Example Problem: let $\vec{a}=(-1,5,3)$. Find a unit vector in the same direction of $\vec{a}$.

Solution: The magnitude of any vector is computed as the square root of sum of its squared components. $|\vec{a}|=\sqrt{(-1)^2 + 5^2 + 3^2}=\sqrt{35}$ The unit vector $\hat{a}$ in the same direction is constructed as below \begin{align*} \hat{a}&=\frac{\vec{a}}{|\vec{a}|}\\\\&=\frac{(-1\ ,5\ ,3)}{\sqrt{35}}\\\\&=\left(\frac{-1}{\sqrt{35}},\frac{5}{\sqrt{35}},\frac{3}{\sqrt{35}}\right) \end{align*}

Example Problem: Find a unit vector in the direction of the vector $\vec{v}=(2,-5)$.

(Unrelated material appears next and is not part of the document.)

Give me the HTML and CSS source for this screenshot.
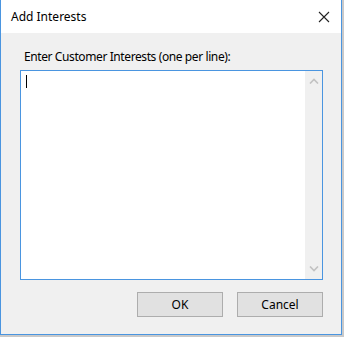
FILE: index.html
```html
<!DOCTYPE html>
<html lang="en">
<head>
    <meta charset="UTF-8">
    <title>Add Interests</title>
    <link rel="stylesheet" href="styles.css">
</head>
<body>

    <div class="dialog">
        <div class="titlebar">
            <span class="title">Add Interests</span>
            <svg class="close" width="12" height="12" viewBox="0 0 12 12">
                <path d="M1 1 L11 11 M11 1 L1 11" stroke="#222" stroke-width="1.1" fill="none"/>
            </svg>
        </div>

        <div class="content">
            <div class="label">Enter Customer Interests (one per line):</div>
            <div class="editbox">
                <div class="text-area"><span class="caret"></span></div>
                <div class="scrollbar">
                    <svg width="10" height="6" viewBox="0 0 10 6">
                        <path d="M1 5.5 L5 1.5 L9 5.5" stroke="#c2c2c2" stroke-width="1.6" fill="none"/>
                    </svg>
                    <svg width="10" height="6" viewBox="0 0 10 6">
                        <path d="M1 0.5 L5 4.5 L9 0.5" stroke="#c2c2c2" stroke-width="1.6" fill="none"/>
                    </svg>
                </div>
            </div>
            <div class="buttons">
                <button class="btn">OK</button>
                <button class="btn">Cancel</button>
            </div>
        </div>
    </div>

</body>
</html>
```

FILE: styles.css
```css
body {
    margin: 0;
    background-color: #c9c9c9;
    font-family: 'Noto Sans', 'Liberation Sans', sans-serif;
    font-size: 12px;
    color: #000;
}
.dialog {
    width: 342px;
    height: 335px;
    box-sizing: border-box;
    border: 1px solid #4a95e0;
    border-top: none;
    background-color: #f0f0f0;
    display: flex;
    flex-direction: column;
}
.titlebar {
    height: 33px;
    background-color: #fff;
    display: flex;
    align-items: center;
    justify-content: space-between;
    padding: 0 11px 0 10px;
}
.title {
    font-size: 12px;
    color: #000;
}
.close {
    display: block;
}
.content {
    flex: 1;
    padding: 16px 18px 0 19px;
}
.label {
    line-height: 16px;
    padding-left: 4px;
    margin-bottom: 5px;
    letter-spacing: -0.4px;
}
.editbox {
    height: 210px;
    box-sizing: border-box;
    border: 1px solid #4a95e0;
    background-color: #fff;
    display: flex;
}
.text-area {
    flex: 1;
    padding: 4px 5px;
}
.caret {
    display: block;
    width: 1px;
    height: 13px;
    background-color: #000;
}
.scrollbar {
    width: 17px;
    background-color: #f0f0f0;
    display: flex;
    flex-direction: column;
    justify-content: space-between;
    align-items: center;
    padding: 7px 0 7px;
}
.scrollbar svg {
    display: block;
}
.buttons {
    display: flex;
    justify-content: flex-end;
    gap: 14px;
    margin-top: 12px;
}
.btn {
    width: 86px;
    height: 25px;
    box-sizing: border-box;
    border: 1px solid #adadad;
    background-color: #e1e1e1;
    font-family: 'Noto Sans', 'Liberation Sans', sans-serif;
    font-size: 12px;
    color: #000;
    padding: 0;
}
```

Solution: The magnitude of the vector is $\sqrt{2^2 +(-5)^2}=\sqrt{29}$. Now divide vector itself by its magnitude to get a unit vector,$\hat{v}$, in the same direction. \begin{align*} \hat{v}&=\frac{\vec{v}}{|\vec{v}|}\\\\ &=\frac{(2,-5)}{\sqrt{29}}\\\\ &=\left(\frac{2}{\sqrt{29}},\frac{-5}{\sqrt{29}}\right) \end{align*} The unit vector is shown in the figure below in blue color. You may also want to check out the following article about unit vectors in physics
Unit vectors with solved problems

## Equal vectors:

Two vectors that have the same direction and the same magnitude are equal or equivalent. In the other words, two vectors $\vec{A}=(A_x,A_y)$ and $\vec{B}=(B_x,B_y)$ in the plane are equal if and only if their components are the same as follows $A_x=B_x \quad \text{and}\quad A_y=B_y$

Example Problem of two equivalent vectors: Are vectors $\vec{u}$ and $\vec{w}$ equal? Solution: As you can see in the graph, because the two vectors are in different directions, so without any computation, we can deduce that the vectors are not equal or equivalent.

We can also prove this fact in detail as follows. First, using Pythagorean theorem find the magnitude of the vectors as below \begin{gather*} |\vec{u}|=\sqrt{(-4)^2+(-6)^2}=\sqrt{52}\\\\ |\vec{w}|=\sqrt{6^2+(-4)^2}=\sqrt{52}\end{gather*} As you can see, although the magnitude (size) of vectors are equal but each vector shows a different direction. Therefore, these vectors are not equal.

## Operations On Vectors:

There are two quantities in physics. Vectors and scalars. Vectors are those that are completely specified with both a direction and a magnitude but scalars only with a number.

Vectors like scalars can be added or subtracted from each other or multiplied. To do these operations, we should learn some techniques.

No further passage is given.